The beginning of my love affair with God
By Collins Chinyelugo
All the experiences of my life came together as I sat in the Chapel listening to the priest. It was an evening of recollection held once a month at Ugwuoma, a Centre of Opus Dei in Enugu.
The priest was quoting from The Way: “A secret, an open secret: these world crises are sanctity crises. God wants a handful of men 'of his own' in every human activity. And then ... pax Christi in regno Christi— the peace of Christ in the kingdom of Christ”. As I listened, deep in my heart, a feeling was growing in me that nothing will ever be the same again. All connections and relationships made during my relatively short life all seem to acquire new meaning. Engrossed, I was no longer aware of the others sitting beside me in the Chapel.
The priest seated at the small table facing us continued speaking, what he said filled my heart.
“Either we find God hidden in the little things of each day, in the most material things or we will never find him.”

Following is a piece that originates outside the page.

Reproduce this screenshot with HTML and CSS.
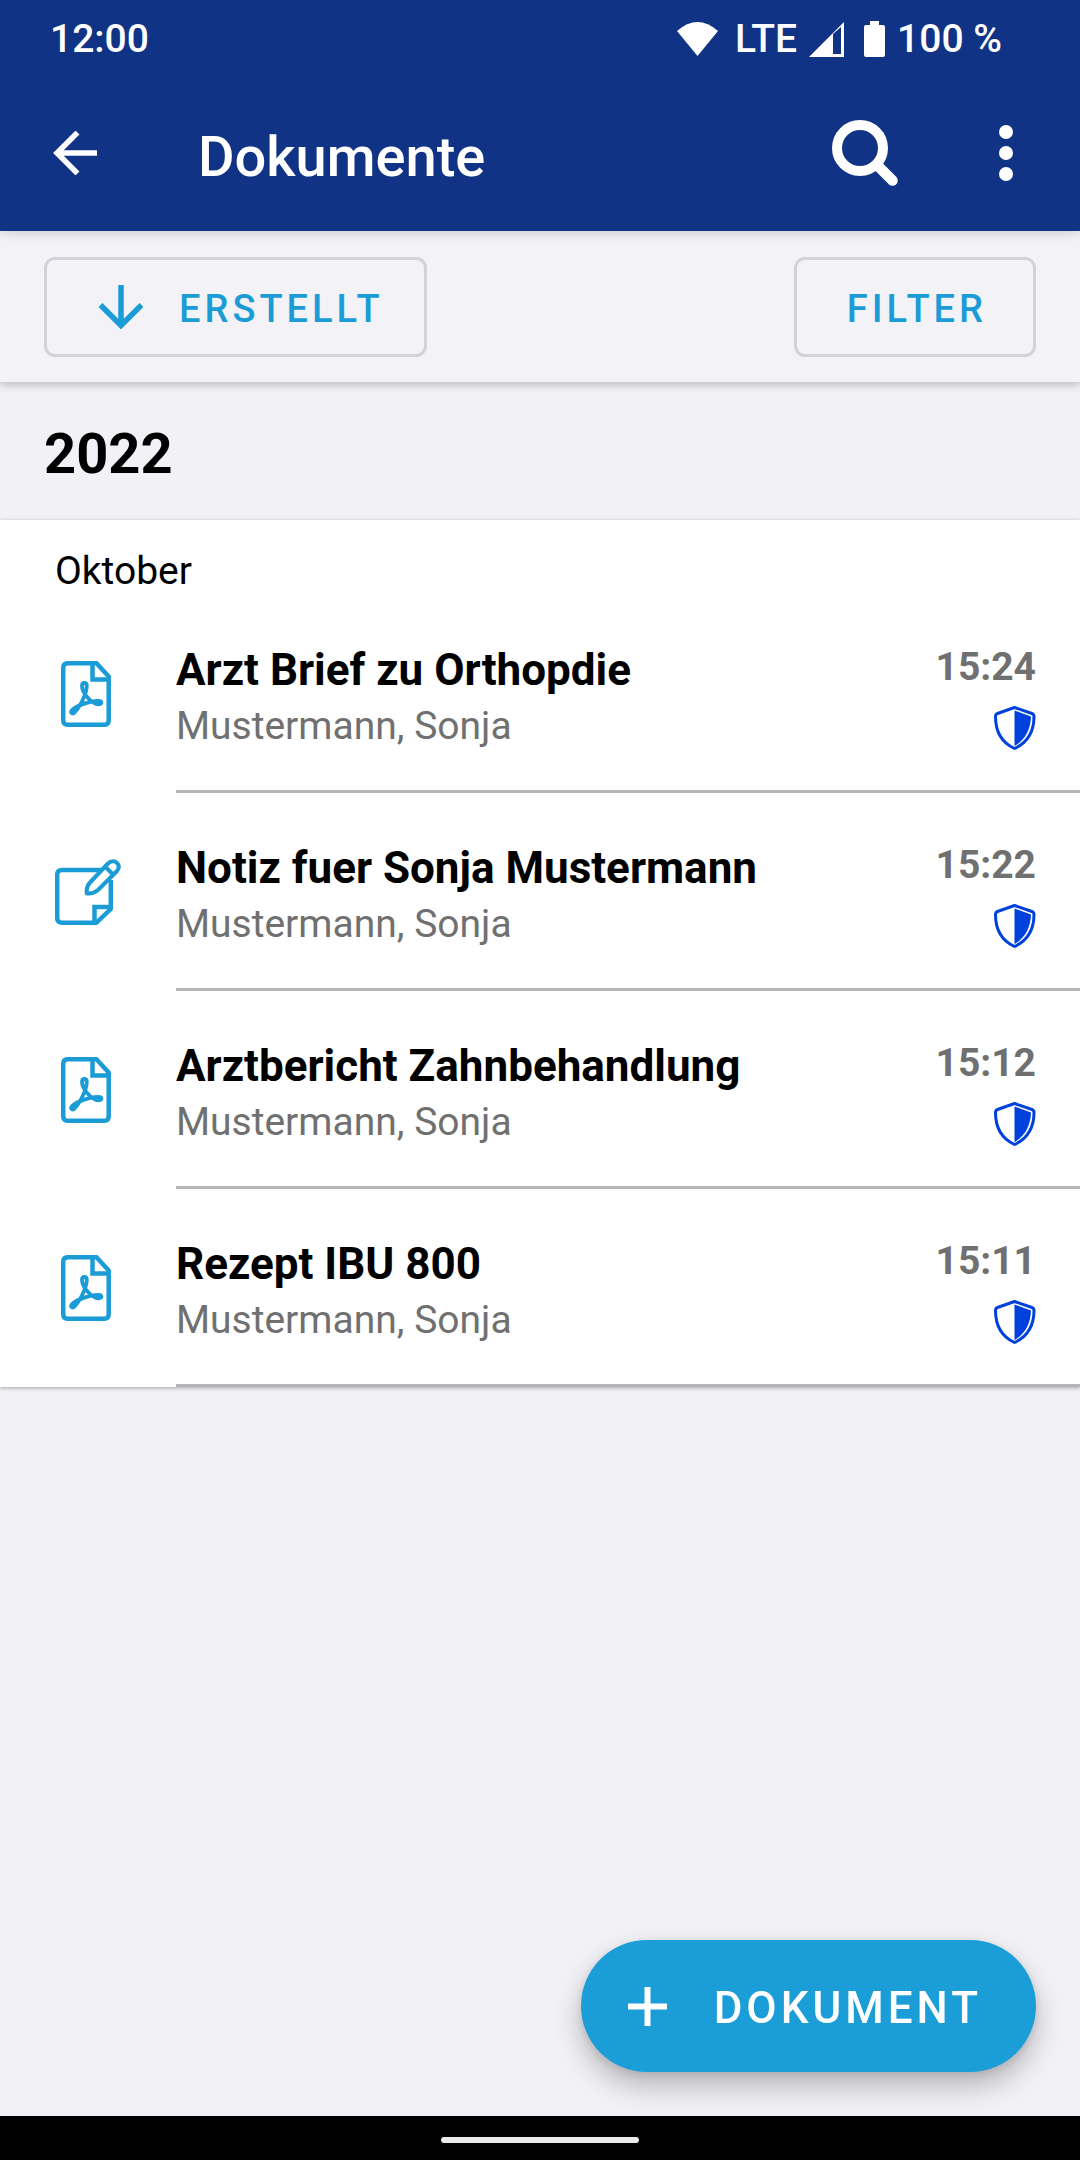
FILE: index.html
```html
<!DOCTYPE html>
<html lang="de">
<head>
<meta charset="utf-8">
<meta name="viewport" content="width=device-width, initial-scale=1">
<title>Dokumente</title>
<link rel="stylesheet" href="styles.css">
</head>
<body>
<svg class="sprite" aria-hidden="true">
  <symbol id="pdf" viewBox="0 0 66 66">
    <g fill="none" stroke="currentColor" stroke-width="4.500" stroke-linejoin="round">
      <path d="M12 2.200H41.500L53.700 15.500V59Q53.700 63.800 49 63.800H13Q8.200 63.800 8.200 59V7Q8.200 2.200 13 2.200"/>
      <path d="M37.500 2V18.500H54" stroke-linejoin="miter"/>
      <path stroke-width="3.800" d="M27 25C27 21 31.800 21 31.800 25C31.800 33 24 47 20 51C17.500 54 14.500 51.500 17 49C21 45 35 39.800 43 39.800C47.500 39.800 47.500 43 43.500 43.300C37 43.500 27 32 27 25Z"/>
    </g>
  </symbol>
  <symbol id="note" viewBox="0 0 66 66">
    <g fill="none" stroke="currentColor" stroke-width="4.500" stroke-linejoin="round">
      <path d="M47 11H7Q2.200 11 2.200 16V59Q2.200 63.700 7 63.700H41.500L55.800 50V21"/>
      <path d="M39.500 64V48H56" stroke-linejoin="miter"/>
      <path stroke-width="4" d="M31.800 34.400C31.200 30 32 26.500 35 23.500L53 4.500C56 1.500 60 1.700 62 4C64.500 6.500 64.500 9 62 12L43 31C40 33.500 36 35 31.800 34.400ZM50.500 8L58.500 16"/>
    </g>
  </symbol>
  <symbol id="shield" viewBox="0 0 42 44">
    <path fill="none" stroke="currentColor" stroke-width="3" stroke-linejoin="round" d="M20.500 1.500L38 7.500Q40 8.200 40 10.500C40 26 32.500 37 20.500 42.500C8.500 37 1.500 26 1.500 10.500Q1.500 8.200 3.500 7.500Z"/>
    <path fill="currentColor" d="M20.500 4.500L37 10.500C36.500 24 31 34 20.500 40Z"/>
  </symbol>
</svg>

<header class="top">
  <div class="status">
    <span>12:00</span>
    <div class="status-icons">
      <svg class="wifi" viewBox="0 0 41 34"><path fill="currentColor" d="M0 9Q20.500-9 41 9L20.500 34Z"/></svg>
      <span>LTE</span>
      <svg class="signal" viewBox="0 0 35 35"><path fill="currentColor" fill-rule="evenodd" d="M0 35L35 0V35ZM24 12V32H32V5Z"/></svg>
      <svg class="battery" viewBox="0 0 21 36"><path fill="currentColor" d="M6 0H15V4H19Q21 4 21 6V34Q21 36 19 36H2Q0 36 0 34V6Q0 4 2 4H6Z"/></svg>
      <span>100 %</span>
    </div>
  </div>
  <div class="appbar">
    <button class="icon-btn" type="button" aria-label="Zurück">
      <svg class="arrow" viewBox="0 0 44 44"><path fill="none" stroke="currentColor" stroke-width="5.500" d="M44 22H4M24.500 1.500L4 22L24.500 42.500"/></svg>
    </button>
    <h1>Dokumente</h1>
    <button class="icon-btn" type="button" aria-label="Suchen">
      <svg class="search" viewBox="0 0 66 66"><g fill="none" stroke="currentColor"><circle cx="28" cy="28" r="23" stroke-width="10"/><path stroke-width="10.500" stroke-linecap="round" d="M46 46L60.500 60.500"/></g></svg>
    </button>
    <button class="icon-btn" type="button" aria-label="Mehr">
      <svg class="more" viewBox="0 0 14 56"><g fill="currentColor"><circle cx="7" cy="7" r="7"/><circle cx="7" cy="28" r="7"/><circle cx="7" cy="49" r="7"/></g></svg>
    </button>
  </div>
</header>

<div class="toolbar">
  <button class="outlined" type="button">
    <svg class="arrow" viewBox="0 0 44 44"><path fill="none" stroke="currentColor" stroke-width="5.500" d="M22 0V40M1.500 20L22 40.500L42.500 20"/></svg>
    <span>ERSTELLT</span>
  </button>
  <button class="outlined" type="button"><span>FILTER</span></button>
</div>

<main>
  <h2>2022</h2>
  <section class="month">
    <h3>Oktober</h3>
    <ul>
      <li>
        <svg class="kind"><use href="#pdf"/></svg>
        <div class="entry">
          <div class="text"><h4>Arzt Brief zu Orthopdie</h4><p>Mustermann, Sonja</p></div>
          <div class="meta"><time>15:24</time><svg class="shield"><use href="#shield"/></svg></div>
        </div>
      </li>
      <li>
        <svg class="kind"><use href="#note"/></svg>
        <div class="entry">
          <div class="text"><h4>Notiz fuer Sonja Mustermann</h4><p>Mustermann, Sonja</p></div>
          <div class="meta"><time>15:22</time><svg class="shield"><use href="#shield"/></svg></div>
        </div>
      </li>
      <li>
        <svg class="kind"><use href="#pdf"/></svg>
        <div class="entry">
          <div class="text"><h4>Arztbericht Zahnbehandlung</h4><p>Mustermann, Sonja</p></div>
          <div class="meta"><time>15:12</time><svg class="shield"><use href="#shield"/></svg></div>
        </div>
      </li>
      <li>
        <svg class="kind"><use href="#pdf"/></svg>
        <div class="entry">
          <div class="text"><h4>Rezept IBU 800</h4><p>Mustermann, Sonja</p></div>
          <div class="meta"><time>15:11</time><svg class="shield"><use href="#shield"/></svg></div>
        </div>
      </li>
    </ul>
  </section>
</main>

<button class="fab" type="button">
  <svg class="plus" viewBox="0 0 39 39"><path fill="none" stroke="currentColor" stroke-width="6" d="M19.500 0V39M0 19.500H39"/></svg>
  <span>DOKUMENT</span>
</button>

<footer class="navbar"><span class="handle"></span></footer>
</body>
</html>
```
FILE: styles.css
```css
* {
  box-sizing: border-box;
  margin: 0;
  padding: 0;
}

body {
  display: flex;
  flex-direction: column;
  min-height: 100vh;
  background: #f1f1f6;
  color: #000;
  font-family: Roboto, sans-serif;
}

button {
  border: 0;
  background: none;
  color: inherit;
  font: inherit;
  cursor: pointer;
}

svg {
  display: block;
  flex: none;
}

.sprite {
  position: absolute;
  width: 0;
  height: 0;
}

/* Header */
.top {
  position: relative;
  z-index: 2;
  background: #113386;
  color: #fff;
  box-shadow: 0 2px 10px rgba(0, 0, 0, 0.16);
}

.status {
  display: flex;
  justify-content: space-between;
  padding: 15px 78px 15px 50px;
  font-size: 39px;
  font-weight: 500;
  line-height: 48px;
}

.status-icons {
  display: flex;
  align-items: center;
  gap: 12px;
}

.wifi {
  width: 41px;
  height: 34px;
  margin-right: 5px;
}

.signal {
  width: 35px;
  height: 35px;
  margin-right: 8px;
}

.battery {
  width: 21px;
  height: 36px;
}

.appbar {
  display: flex;
  align-items: center;
  height: 153px;
  padding: 0 43px 3px 31px;
}

.icon-btn {
  display: flex;
  align-items: center;
  justify-content: center;
  width: 88px;
  height: 88px;
}

.icon-btn + .icon-btn {
  margin-left: 66px;
  width: 62px;
}

.arrow {
  width: 44px;
  height: 44px;
}

.search {
  width: 66px;
  height: 66px;
}

.more {
  width: 14px;
  height: 56px;
}

h1 {
  flex: 1;
  padding: 7px 0 0 79px;
  font-size: 56px;
  font-weight: 500;
  line-height: 66px;
}

/* Sort and filter */
.toolbar {
  position: relative;
  z-index: 1;
  display: flex;
  justify-content: space-between;
  padding: 26px 44px 25px;
  background: #f2f2f7;
  box-shadow: 0 3px 8px rgba(0, 0, 0, 0.22);
}

.outlined {
  display: flex;
  align-items: center;
  gap: 36px;
  height: 100px;
  padding: 0 46px 0 50px;
  border: 3px solid #d2d2d8;
  border-radius: 11px;
  color: #1b9cd6;
  font-size: 38px;
  font-weight: 500;
  letter-spacing: 4px;
}

.outlined span {
  padding-top: 3px;
}

.outlined:first-child {
  padding: 0 40px 0 52px;
}

/* Document list */
main {
  flex: 1;
}

h2 {
  padding: 39px 44px 33px;
  font-size: 56px;
  font-weight: 700;
  line-height: 66px;
}

.month {
  background: #fff;
  box-shadow: 0 1px 4px rgba(0, 0, 0, 0.3);
}

h3 {
  padding: 27px 55px 0;
  font-size: 39px;
  font-weight: 400;
  line-height: 48px;
}

ul {
  list-style: none;
}

li {
  display: flex;
  gap: 55px;
  padding-left: 55px;
}

.kind {
  width: 66px;
  height: 66px;
  margin-top: 66px;
  color: #1b9cd6;
}

.entry {
  display: flex;
  flex: 1;
  justify-content: space-between;
  height: 198px;
  padding: 47px 44px 0 0;
  border-bottom: 3px solid #b5b5b5;
}

h4 {
  font-size: 44px;
  font-weight: 700;
  line-height: 56px;
}

.text p {
  color: #707070;
  font-size: 39px;
  line-height: 56px;
}

.meta {
  display: flex;
  flex-direction: column;
  align-items: flex-end;
  gap: 14px;
}

time {
  color: #707070;
  font-size: 39px;
  font-weight: 700;
  line-height: 50px;
}

.shield {
  width: 42px;
  height: 44px;
  color: #0040dc;
}

/* Floating action button */
.fab {
  position: fixed;
  right: 44px;
  bottom: 88px;
  z-index: 3;
  display: flex;
  align-items: center;
  gap: 47px;
  height: 132px;
  padding: 0 54px 0 47px;
  border-radius: 66px;
  background: #1b9dd8;
  color: #fff;
  font-size: 44px;
  font-weight: 500;
  letter-spacing: 4px;
  box-shadow: 0 14px 28px rgba(0, 0, 0, 0.25), 0 2px 8px rgba(0, 0, 0, 0.1);
}

.fab span {
  padding-top: 3px;
}

.plus {
  width: 39px;
  height: 39px;
}

/* System navigation */
.navbar {
  display: flex;
  align-items: center;
  justify-content: center;
  height: 44px;
  padding-top: 4px;
  background: #000;
}

.handle {
  width: 198px;
  height: 6px;
  border-radius: 3px;
  background: #ebebeb;
}
```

When the recollection ended, I followed the others out of the Chapel. It was already dark outside, a thought of “what will I have for dinner” crossed my mind.
“Have we met before?” someone asked. He was tall and almost bald.
“I don’t think so”, I answered.
He introduced himself.
“Nice to meet you”, I said.
We shook hands.
“Is this your first time?”, he asked smiling.
“No, not really”, I said.
“But I feel it for the first time”, I continued after a slight pause.
He was puzzled.
“Well, come over here let’s gist”, he said. (gist here implies chatting or talking).
He led the way to a side room with emerald green sofas. On the middle table, a large bowl filed with little crystals pebbles added charm and elegance to the room.
As we sat down, I began to explain.
“I had attended days of recollections in the past, about four or five times. I have even gone to the Centre in Abuja, but I guess I wasn’t ready, and it did not make much sense to me then, but today is different.” I paused, searching for words to express myself.
“How did you get to know about Opus Dei?”, he asked.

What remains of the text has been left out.